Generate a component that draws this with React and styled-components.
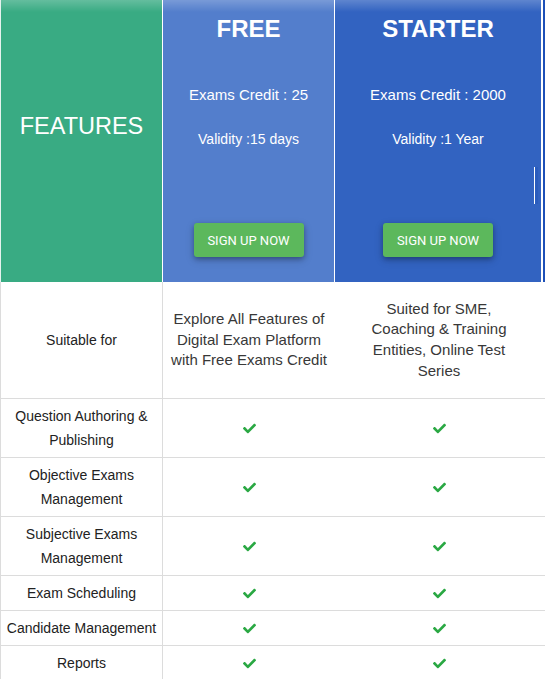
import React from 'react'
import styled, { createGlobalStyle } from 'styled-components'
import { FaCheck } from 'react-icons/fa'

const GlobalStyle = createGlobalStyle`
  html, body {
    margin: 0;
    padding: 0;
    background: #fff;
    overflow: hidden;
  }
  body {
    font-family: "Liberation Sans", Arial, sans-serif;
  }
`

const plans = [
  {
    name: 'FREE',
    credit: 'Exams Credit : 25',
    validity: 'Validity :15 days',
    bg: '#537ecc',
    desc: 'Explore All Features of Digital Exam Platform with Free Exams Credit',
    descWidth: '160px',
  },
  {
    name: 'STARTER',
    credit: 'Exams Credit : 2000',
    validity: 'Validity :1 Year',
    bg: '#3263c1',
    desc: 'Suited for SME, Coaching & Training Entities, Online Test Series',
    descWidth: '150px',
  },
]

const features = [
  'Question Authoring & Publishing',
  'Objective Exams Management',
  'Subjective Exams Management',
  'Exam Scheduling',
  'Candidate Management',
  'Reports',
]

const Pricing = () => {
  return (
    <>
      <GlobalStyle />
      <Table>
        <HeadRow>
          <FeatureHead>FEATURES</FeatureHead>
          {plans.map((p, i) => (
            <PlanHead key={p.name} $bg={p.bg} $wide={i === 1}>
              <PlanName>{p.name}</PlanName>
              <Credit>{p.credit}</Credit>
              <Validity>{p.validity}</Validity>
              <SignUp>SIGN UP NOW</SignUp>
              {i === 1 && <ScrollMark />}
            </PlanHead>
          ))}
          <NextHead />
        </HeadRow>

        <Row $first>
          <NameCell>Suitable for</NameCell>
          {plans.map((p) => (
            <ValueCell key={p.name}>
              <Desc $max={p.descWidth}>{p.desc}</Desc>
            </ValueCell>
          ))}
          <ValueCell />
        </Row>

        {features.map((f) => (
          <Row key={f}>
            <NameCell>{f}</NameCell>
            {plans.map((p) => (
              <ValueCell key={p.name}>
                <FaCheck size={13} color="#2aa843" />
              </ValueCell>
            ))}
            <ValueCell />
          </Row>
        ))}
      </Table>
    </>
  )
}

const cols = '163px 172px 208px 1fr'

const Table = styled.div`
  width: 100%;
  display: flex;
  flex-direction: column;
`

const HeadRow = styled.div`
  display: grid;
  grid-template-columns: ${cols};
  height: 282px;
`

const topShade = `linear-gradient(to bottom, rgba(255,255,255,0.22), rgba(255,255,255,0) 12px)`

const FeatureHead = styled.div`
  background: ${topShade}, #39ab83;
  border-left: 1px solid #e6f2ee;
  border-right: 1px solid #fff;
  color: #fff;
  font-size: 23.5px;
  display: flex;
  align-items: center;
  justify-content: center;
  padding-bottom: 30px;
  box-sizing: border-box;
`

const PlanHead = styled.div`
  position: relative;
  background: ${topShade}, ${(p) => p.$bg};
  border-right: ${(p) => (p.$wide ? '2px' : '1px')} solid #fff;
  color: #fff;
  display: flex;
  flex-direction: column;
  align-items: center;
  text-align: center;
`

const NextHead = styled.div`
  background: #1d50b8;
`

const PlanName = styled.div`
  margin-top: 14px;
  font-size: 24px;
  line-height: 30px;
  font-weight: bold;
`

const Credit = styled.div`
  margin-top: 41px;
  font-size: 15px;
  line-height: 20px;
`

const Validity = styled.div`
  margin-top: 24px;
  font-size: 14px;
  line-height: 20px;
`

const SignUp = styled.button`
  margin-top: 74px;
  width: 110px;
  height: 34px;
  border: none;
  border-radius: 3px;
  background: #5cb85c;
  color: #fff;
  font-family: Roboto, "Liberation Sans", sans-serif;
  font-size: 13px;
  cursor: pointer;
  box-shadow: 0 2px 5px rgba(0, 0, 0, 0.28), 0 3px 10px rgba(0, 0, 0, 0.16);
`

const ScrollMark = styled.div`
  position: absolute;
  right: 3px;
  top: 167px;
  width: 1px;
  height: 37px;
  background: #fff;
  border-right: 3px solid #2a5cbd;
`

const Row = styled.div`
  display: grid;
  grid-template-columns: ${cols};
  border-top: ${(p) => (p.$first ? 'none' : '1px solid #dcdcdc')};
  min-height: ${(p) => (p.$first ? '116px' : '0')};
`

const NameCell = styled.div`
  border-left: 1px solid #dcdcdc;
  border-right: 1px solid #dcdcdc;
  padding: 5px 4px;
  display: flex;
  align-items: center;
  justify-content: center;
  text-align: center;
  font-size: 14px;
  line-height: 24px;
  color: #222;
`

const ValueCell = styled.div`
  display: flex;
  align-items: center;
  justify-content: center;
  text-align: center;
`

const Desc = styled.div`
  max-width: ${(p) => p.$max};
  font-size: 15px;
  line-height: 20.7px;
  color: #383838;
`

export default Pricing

□ □ □ □ □

REQUIRED WORK:
Give back the whole listing as it stands, minus its pictures.

ANSWER TO THIS PROBLEM:
Generate a component that draws this with React and styled-components.
import React from 'react'
import styled, { createGlobalStyle } from 'styled-components'
import { FaCheck } from 'react-icons/fa'

const GlobalStyle = createGlobalStyle`
  html, body {
    margin: 0;
    padding: 0;
    background: #fff;
    overflow: hidden;
  }
  body {
    font-family: "Liberation Sans", Arial, sans-serif;
  }
`

const plans = [
  {
    name: 'FREE',
    credit: 'Exams Credit : 25',
    validity: 'Validity :15 days',
    bg: '#537ecc',
    desc: 'Explore All Features of Digital Exam Platform with Free Exams Credit',
    descWidth: '160px',
  },
  {
    name: 'STARTER',
    credit: 'Exams Credit : 2000',
    validity: 'Validity :1 Year',
    bg: '#3263c1',
    desc: 'Suited for SME, Coaching & Training Entities, Online Test Series',
    descWidth: '150px',
  },
]

const features = [
  'Question Authoring & Publishing',
  'Objective Exams Management',
  'Subjective Exams Management',
  'Exam Scheduling',
  'Candidate Management',
  'Reports',
]

const Pricing = () => {
  return (
    <>
      <GlobalStyle />
      <Table>
        <HeadRow>
          <FeatureHead>FEATURES</FeatureHead>
          {plans.map((p, i) => (
            <PlanHead key={p.name} $bg={p.bg} $wide={i === 1}>
              <PlanName>{p.name}</PlanName>
              <Credit>{p.credit}</Credit>
              <Validity>{p.validity}</Validity>
              <SignUp>SIGN UP NOW</SignUp>
              {i === 1 && <ScrollMark />}
            </PlanHead>
          ))}
          <NextHead />
        </HeadRow>

        <Row $first>
          <NameCell>Suitable for</NameCell>
          {plans.map((p) => (
            <ValueCell key={p.name}>
              <Desc $max={p.descWidth}>{p.desc}</Desc>
            </ValueCell>
          ))}
          <ValueCell />
        </Row>

        {features.map((f) => (
          <Row key={f}>
            <NameCell>{f}</NameCell>
            {plans.map((p) => (
              <ValueCell key={p.name}>
                <FaCheck size={13} color="#2aa843" />
              </ValueCell>
            ))}
            <ValueCell />
          </Row>
        ))}
      </Table>
    </>
  )
}

const cols = '163px 172px 208px 1fr'

const Table = styled.div`
  width: 100%;
  display: flex;
  flex-direction: column;
`

const HeadRow = styled.div`
  display: grid;
  grid-template-columns: ${cols};
  height: 282px;
`

const topShade = `linear-gradient(to bottom, rgba(255,255,255,0.22), rgba(255,255,255,0) 12px)`

const FeatureHead = styled.div`
  background: ${topShade}, #39ab83;
  border-left: 1px solid #e6f2ee;
  border-right: 1px solid #fff;
  color: #fff;
  font-size: 23.5px;
  display: flex;
  align-items: center;
  justify-content: center;
  padding-bottom: 30px;
  box-sizing: border-box;
`

const PlanHead = styled.div`
  position: relative;
  background: ${topShade}, ${(p) => p.$bg};
  border-right: ${(p) => (p.$wide ? '2px' : '1px')} solid #fff;
  color: #fff;
  display: flex;
  flex-direction: column;
  align-items: center;
  text-align: center;
`

const NextHead = styled.div`
  background: #1d50b8;
`

const PlanName = styled.div`
  margin-top: 14px;
  font-size: 24px;
  line-height: 30px;
  font-weight: bold;
`

const Credit = styled.div`
  margin-top: 41px;
  font-size: 15px;
  line-height: 20px;
`

const Validity = styled.div`
  margin-top: 24px;
  font-size: 14px;
  line-height: 20px;
`

const SignUp = styled.button`
  margin-top: 74px;
  width: 110px;
  height: 34px;
  border: none;
  border-radius: 3px;
  background: #5cb85c;
  color: #fff;
  font-family: Roboto, "Liberation Sans", sans-serif;
  font-size: 13px;
  cursor: pointer;
  box-shadow: 0 2px 5px rgba(0, 0, 0, 0.28), 0 3px 10px rgba(0, 0, 0, 0.16);
`

const ScrollMark = styled.div`
  position: absolute;
  right: 3px;
  top: 167px;
  width: 1px;
  height: 37px;
  background: #fff;
  border-right: 3px solid #2a5cbd;
`

const Row = styled.div`
  display: grid;
  grid-template-columns: ${cols};
  border-top: ${(p) => (p.$first ? 'none' : '1px solid #dcdcdc')};
  min-height: ${(p) => (p.$first ? '116px' : '0')};
`

const NameCell = styled.div`
  border-left: 1px solid #dcdcdc;
  border-right: 1px solid #dcdcdc;
  padding: 5px 4px;
  display: flex;
  align-items: center;
  justify-content: center;
  text-align: center;
  font-size: 14px;
  line-height: 24px;
  color: #222;
`

const ValueCell = styled.div`
  display: flex;
  align-items: center;
  justify-content: center;
  text-align: center;
`

const Desc = styled.div`
  max-width: ${(p) => p.$max};
  font-size: 15px;
  line-height: 20.7px;
  color: #383838;
`

export default Pricing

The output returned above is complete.